LC: It's interesting because although we have seen changes within the industry, it's been at a snail's pace. I will say with the help of social media and [consumers] and people just outright using their voice and being bold; we're starting to see change at a faster pace. But we still have a lot of work to do. 

I think with the uprising we've had with Black Lives Matter last year and different organizations, we're going to see a lot more accountability and push for diversity and inclusion, and I'm excited about that. Yes, it's nice when you [see them] use a Black model, but it shouldn't be, 'Okay, we used a Black model this one time, and that's it.' 

It needs to be normalized just like our natural hair needs to be normalized. The way we wear our nails, the way we walk and talk, it [all] needs to be normalized. We come in so many beautiful shapes and sizes and have so many different types of features. I want to see the extensive beauty of that. I want to say goodbye to tokenism. We need things to be normalized and not be one-off. 

NP: What other changes do you want to see across the industry?

LC: We need to have some type of trickle-down within the modeling industry for Black models. There are a lot of amazing Black models who are unsigned, or they're with smaller boutique agencies. We wonder why we keep seeing the same couple of Black models in all the same campaigns. So how can we get true diversity if it's only the same faces? There's still a lot of elitism, which also feeds into micro-aggressions, racism, and tokenism. 

I'm just one voice, but I'm glad that my voice is respected and that people are really taking what I say to heart.

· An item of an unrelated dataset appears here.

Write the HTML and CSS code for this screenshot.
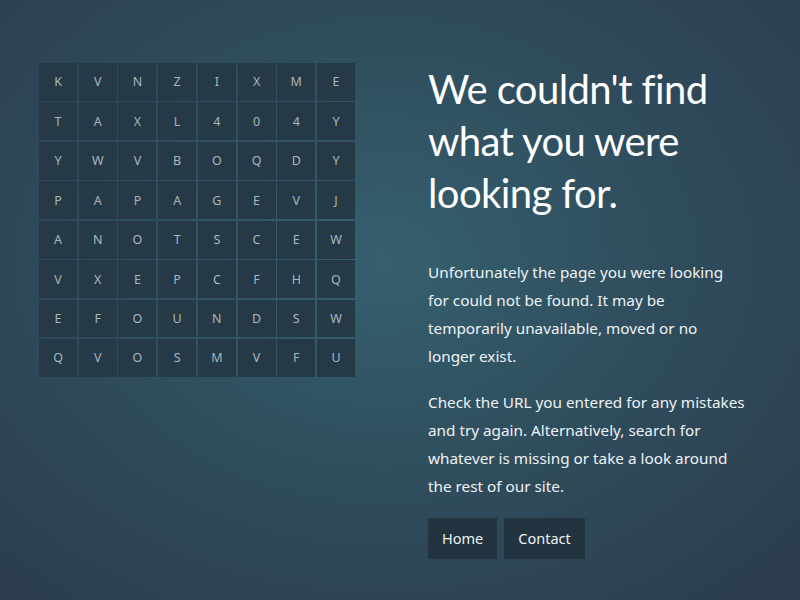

I know there have been things that I've been the first in, or I've helped to pioneer or spearhead, but I think it's really amazing what I am currently doing within the bridal industry. You may have seen a Black straight-size model here and there in bridal, but you really didn't see plus-size. Sometimes being a Black model and being plus on top of that, you feel you aren't seen. You feel you do all this work, but they [end up] using somebody who doesn't look like you because this person is more mainstream.

It's crazy because an article came up in Nylon, and the writer mentioned me. [Saying] people like Liris Crosse get left behind because people are not centering or honoring the Black models, Black influences, and Black voices who are paving the way and doing the work. I get emotional talking about this because, sure, this company may not have put me on their cover or hired me yet, but I'm making changes on the ground. All my work is not in vain.